El País, 21/01/2018 (enlace)
Mi querido contradictor: Me dirijo a ti de manera genérica porque no eres alguien concreto sino el representante de ese grupo de personas que me han llevado la contraria a lo largo de mi vida y que me contradirán en el futuro; solo sé que a ti debo la mayor parte de las cosas que conozco pero, sobre todo, que la confianza propia no sea excesiva y esa distancia de seguridad respecto de uno mismo sin la cual nuestra vida sería un tedioso ejercicio de autorratificación.
Los seres humanos necesitamos entornos reconfortantes, no podríamos vivir sin rutinas incuestionadas y tenemos una escasa capacidad para las sorpresas. Ahora bien, más allá de un determinado grado de conformidad, la vida se convierte en una insoportable coreografía de aprobación de lo que somos y de cuanto sabemos. Sería terrible que Nietzsche tuviera razón cuando sostenía que los humanos no hacemos otra cosa que sorprendernos al encontrar cosas que previamente habíamos escondido. La prueba de que es posible hacer verdaderos descubrimientos, de que hay novedad en la historia, sois vosotros y vosotras, quienes nos contradicen.
Si uno es filósofo tiene además, por oficio, una especial adicción a la contrariedad. Por deformación profesional podemos entender bien a qué extraño mecanismo mental se estaba refiriendo Unamuno cuando afirmaba: “No estoy siempre conforme conmigo mismo y suelo estarlo con los que no se conforman conmigo”. Pensar es una estrategia para ir más allá de lo pensado, por otros y por uno mismo, impugnar los prejuicios (sobre todo los propios), imaginar situaciones insólitas, suponer que algo podría ser de otra manera. Para eso necesitamos un interlocutor que nos contradiga y, si no lo tenemos, lo inventamos: la ciencia cultiva la controversia, la refutación y la crítica, el derecho ha establecido procesos contradictorios previos a la determinación de la verdad jurídica y a la democracia le debemos ese hallazgo político prodigioso de que a todo gobierno le corresponde una oposición.

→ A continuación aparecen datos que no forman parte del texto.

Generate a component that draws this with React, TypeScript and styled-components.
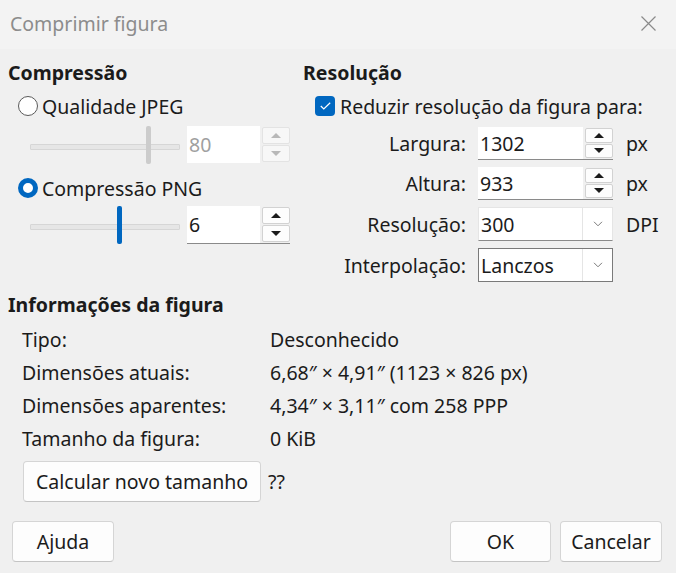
import styled, { createGlobalStyle } from 'styled-components'

const GlobalStyle = createGlobalStyle`
  html, body {
    margin: 0;
    padding: 0;
    background: #f0f0f0;
  }
  body {
    font-family: 'Noto Sans', 'Open Sans', sans-serif;
    font-size: 19.5px;
    color: #1b1b1b;
  }
  * {
    box-sizing: border-box;
  }
`

const Dialog = styled.div`
  width: 676px;
  height: 573px;
  display: flex;
  flex-direction: column;
  background: #f0f0f0;
  overflow: hidden;
`

const TitleBar = styled.div`
  height: 49px;
  flex: none;
  display: flex;
  align-items: center;
  justify-content: space-between;
  padding: 0 20px 2px 10px;
  background: #f3f3f3;
  color: #8c8c8c;
  font-size: 19.5px;
`

const CloseIcon = styled.svg`
  width: 15px;
  height: 15px;
  stroke: #8a8a8a;
  stroke-width: 1.2;
`

const Body = styled.div`
  flex: 1;
  display: flex;
  flex-direction: column;
  padding: 12px 14px 11px 8px;
`

const Columns = styled.div`
  display: grid;
  grid-template-columns: 295px 1fr;
`

const Column = styled.div`
  display: flex;
  flex-direction: column;
`

const Heading = styled.div`
  height: 24px;
  line-height: 24px;
  font-weight: 700;
`

const OptionRow = styled.div<{ $indent: number; $top?: number }>`
  height: 22px;
  margin-top: ${(p) => p.$top ?? 10}px;
  padding-left: ${(p) => p.$indent}px;
  display: flex;
  align-items: center;
  gap: 4px;
  white-space: nowrap;
`

const Radio = styled.span<{ $checked?: boolean }>`
  width: 20px;
  height: 20px;
  flex: none;
  border-radius: 50%;
  border: ${(p) => (p.$checked ? '5px solid #0067c0' : '1px solid #5a5a5a')};
  background: #fff;
`

const Checkbox = styled.span`
  width: 20px;
  height: 20px;
  flex: none;
  border-radius: 4px;
  background: #0067c0;
  display: grid;
  place-items: center;
  margin-right: 1px;
`

const SliderRow = styled.div<{ $top: number }>`
  height: 38px;
  margin-top: ${(p) => p.$top}px;
  padding-left: 22px;
  display: flex;
  align-items: center;
  gap: 7px;
`

const Slider = styled.div`
  position: relative;
  width: 150px;
  height: 38px;
  flex: none;

  &::before {
    content: '';
    position: absolute;
    left: 0;
    right: 0;
    top: 18px;
    height: 4px;
    border: 1px solid #d6d6d6;
    background: #e6e6e6;
    border-radius: 1px;
  }
`

const Thumb = styled.span<{ $active?: boolean }>`
  position: absolute;
  top: 0;
  width: 5px;
  height: 38px;
  border-radius: 2px;
  background: ${(p) => (p.$active ? '#0067c0' : '#cccccc')};
`

const Spin = styled.div<{ $width: number; $disabled?: boolean }>`
  display: flex;
  width: ${(p) => p.$width}px;
  height: 100%;
  gap: 2px;
  flex: none;
  border-bottom: 1px solid ${(p) => (p.$disabled ? 'transparent' : '#8a8a8a')};
`

const Field = styled.div<{ $disabled?: boolean }>`
  flex: 1;
  min-width: 0;
  background: #fff;
  display: flex;
  align-items: center;
  padding-left: 2px;
  color: ${(p) => (p.$disabled ? '#a0a0a0' : '#1b1b1b')};
`

const SpinButtons = styled.div`
  width: 28px;
  flex: none;
  display: flex;
  flex-direction: column;
  gap: 1px;
  padding: 1px 0;
`

const SpinButton = styled.div<{ $disabled?: boolean }>`
  flex: 1;
  display: grid;
  place-items: center;
  background: ${(p) => (p.$disabled ? '#f7f7f7' : '#fdfdfd')};
  border: 1px solid ${(p) => (p.$disabled ? '#e3e3e3' : '#d2d2d2')};
  border-radius: 2px;
`

const Arrow = styled.span<{ $down?: boolean; $disabled?: boolean }>`
  width: 0;
  height: 0;
  border-left: 5px solid transparent;
  border-right: 5px solid transparent;
  ${(p) => (p.$down ? 'border-top' : 'border-bottom')}: 5px solid ${(p) =>
    p.$disabled ? '#b8b8b8' : '#1b1b1b'};
`

const FormGrid = styled.div`
  margin-top: 10px;
  display: grid;
  grid-template-columns: 163px 135px auto;
  grid-template-rows: 33px 33px 34px 34px;
  column-gap: 12px;
  row-gap: 7px;
  align-items: center;
`

const FieldLabel = styled.div`
  text-align: right;
  white-space: nowrap;
`

const Unit = styled.div`
  padding-left: 1px;
`

const Combo = styled.div<{ $focused?: boolean }>`
  display: flex;
  height: 100%;
  background: #fff;
  border: 1px solid ${(p) => (p.$focused ? '#7a7a7a' : '#e5e5e5')};
  border-bottom-color: ${(p) => (p.$focused ? '#7a7a7a' : '#8a8a8a')};
`

const ComboText = styled.div`
  flex: 1;
  display: flex;
  align-items: center;
  padding-left: 2px;
`

const ComboButton = styled.div`
  width: 30px;
  flex: none;
  display: grid;
  place-items: center;
  border-left: 1px solid #e5e5e5;
`

const Chevron = () => (
  <svg width="10" height="6" viewBox="0 0 10 6" fill="none" stroke="#7a7a7a" strokeWidth="1">
    <path d="M1 0.8 L5 4.8 L9 0.8" />
  </svg>
)

const InfoHeading = styled(Heading)`
  margin-top: 11px;
`

const InfoGrid = styled.div`
  margin-top: 6px;
  padding-left: 14px;
  display: grid;
  grid-template-columns: 248px 1fr;
  grid-auto-rows: 33px;
  align-items: center;
  white-space: nowrap;
`

const CalcRow = styled.div`
  margin-top: 6px;
  padding-left: 15px;
  display: flex;
  align-items: center;
  gap: 7px;
`

const Button = styled.button<{ $width?: number }>`
  height: 41px;
  ${(p) => (p.$width ? `width: ${p.$width}px;` : 'padding: 0 12px;')}
  font: inherit;
  color: #1b1b1b;
  background: #fdfdfd;
  border: 1px solid #d5d5d5;
  border-bottom-color: #c4c4c4;
  border-radius: 4px;
  white-space: nowrap;
`

const Footer = styled.div`
  margin-top: auto;
  padding-left: 4px;
  display: flex;
  align-items: center;
  gap: 9px;
`

const Spacer = styled.div`
  flex: 1;
`

type SpinBoxProps = { value: string; width: number; disabled?: boolean }

const SpinBox = ({ value, width, disabled }: SpinBoxProps) => (
  <Spin $width={width} $disabled={disabled}>
    <Field $disabled={disabled}>{value}</Field>
    <SpinButtons>
      <SpinButton $disabled={disabled}>
        <Arrow $disabled={disabled} />
      </SpinButton>
      <SpinButton $disabled={disabled}>
        <Arrow $down $disabled={disabled} />
      </SpinButton>
    </SpinButtons>
  </Spin>
)

const thumbLeft = (fraction: number) => `${fraction * 145}px`

export default function App() {
  return (
    <>
      <GlobalStyle />
      <Dialog>
        <TitleBar>
          <span>Comprimir figura</span>
          <CloseIcon viewBox="0 0 15 15">
            <path d="M0.5 0.5 L14.5 14.5 M14.5 0.5 L0.5 14.5" />
          </CloseIcon>
        </TitleBar>
        <Body>
          <Columns>
            <Column>
              <Heading>Compressão</Heading>
              <OptionRow $indent={10}>
                <Radio />
                Qualidade JPEG
              </OptionRow>
              <SliderRow $top={9}>
                <Slider>
                  <Thumb style={{ left: thumbLeft(0.8) }} />
                </Slider>
                <SpinBox value="80" width={103} disabled />
              </SliderRow>
              <OptionRow $indent={10} $top={13}>
                <Radio $checked />
                Compressão PNG
              </OptionRow>
              <SliderRow $top={7}>
                <Slider>
                  <Thumb $active style={{ left: thumbLeft(0.6) }} />
                </Slider>
                <SpinBox value="6" width={103} />
              </SliderRow>
            </Column>
            <Column>
              <Heading>Resolução</Heading>
              <OptionRow $indent={12}>
                <Checkbox>
                  <svg width="11" height="8" viewBox="0 0 11 8" fill="none" stroke="#fff" strokeWidth="1.2">
                    <path d="M0.8 4 L3.8 7 L10.2 0.8" />
                  </svg>
                </Checkbox>
                Reduzir resolução da figura para:
              </OptionRow>
              <FormGrid>
                <FieldLabel>Largura:</FieldLabel>
                <SpinBox value="1302" width={135} />
                <Unit>px</Unit>
                <FieldLabel>Altura:</FieldLabel>
                <SpinBox value="933" width={135} />
                <Unit>px</Unit>
                <FieldLabel>Resolução:</FieldLabel>
                <Combo>
                  <ComboText>300</ComboText>
                  <ComboButton>
                    <Chevron />
                  </ComboButton>
                </Combo>
                <Unit>DPI</Unit>
                <FieldLabel>Interpolação:</FieldLabel>
                <Combo $focused>
                  <ComboText>Lanczos</ComboText>
                  <ComboButton>
                    <Chevron />
                  </ComboButton>
                </Combo>
                <span />
              </FormGrid>
            </Column>
          </Columns>

          <InfoHeading>Informações da figura</InfoHeading>
          <InfoGrid>
            <span>Tipo:</span>
            <span>Desconhecido</span>
            <span>Dimensões atuais:</span>
            <span>6,68″ × 4,91″ (1123 × 826 px)</span>
            <span>Dimensões aparentes:</span>
            <span>4,34″ × 3,11″ com 258 PPP</span>
            <span>Tamanho da figura:</span>
            <span>0 KiB</span>
          </InfoGrid>
          <CalcRow>
            <Button>Calcular novo tamanho</Button>
            <span>??</span>
          </CalcRow>

          <Footer>
            <Button $width={102}>Ajuda</Button>
            <Spacer />
            <Button $width={101}>OK</Button>
            <Button $width={102}>Cancelar</Button>
          </Footer>
        </Body>
      </Dialog>
    </>
  )
}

Son estrategias que nos salvan de la locura en la que caeríamos, individual y colectivamente, si no tuviéramos nadie alrededor sistemáticamente empeñado en quitarnos la razón.
Si nos fijamos en cómo configuramos nuestros entornos obtendremos mucha información acerca de cómo somos. Hay quien prefiere el coro de aduladores y quien elige la primera línea de combate con el adversario. El equilibrio entre la seguridad y el riesgo, entre la comodidad de la rutina y el gozo de la curiosidad es algo que cada uno debe aprender a orquestar. No existe una fórmula universal para determinar el justo medio entre la convicción y la duda, pero yo he encontrado un remedio casero que no falla nunca: si en un momento dado descubres que eres el más listo del grupo, debes salir corriendo. Lo peor que puede pasarle a uno es tener discípulos dedicados a glosarte, hijos dóciles o seguidores entusiastas. Es mucho más interesante buscar la compañía de alguien diferente, procurar el contraste, dejarse arrastrar por la atracción de la controversia, generar algo que adquiera vida propia.
Aprendemos gracias a quienes nos contradecís y, en el terreno de la convivencia, aprendemos incluso a no irritarnos demasiado por las manías de los demás. El pensamiento, la vida y la democracia os necesitan para mantenerse en pie. Por eso, si uno anda escaso de contradictores es aconsejable que se los vaya procurando. Yo los he tenido y espero seguir teniéndolos en abundancia, en parte por razones estratégicas y en parte por haber dicho y hecho no pocas cosas que merecían la crítica y el reproche.
Mientras preparo mi próxima equivocación, quería recordar a mis contradictores que sigo contando con vosotros, aunque ya os anuncio que, como de costumbre, no me dejaré vencer sin ofrecer resistencia. Forma parte del trato.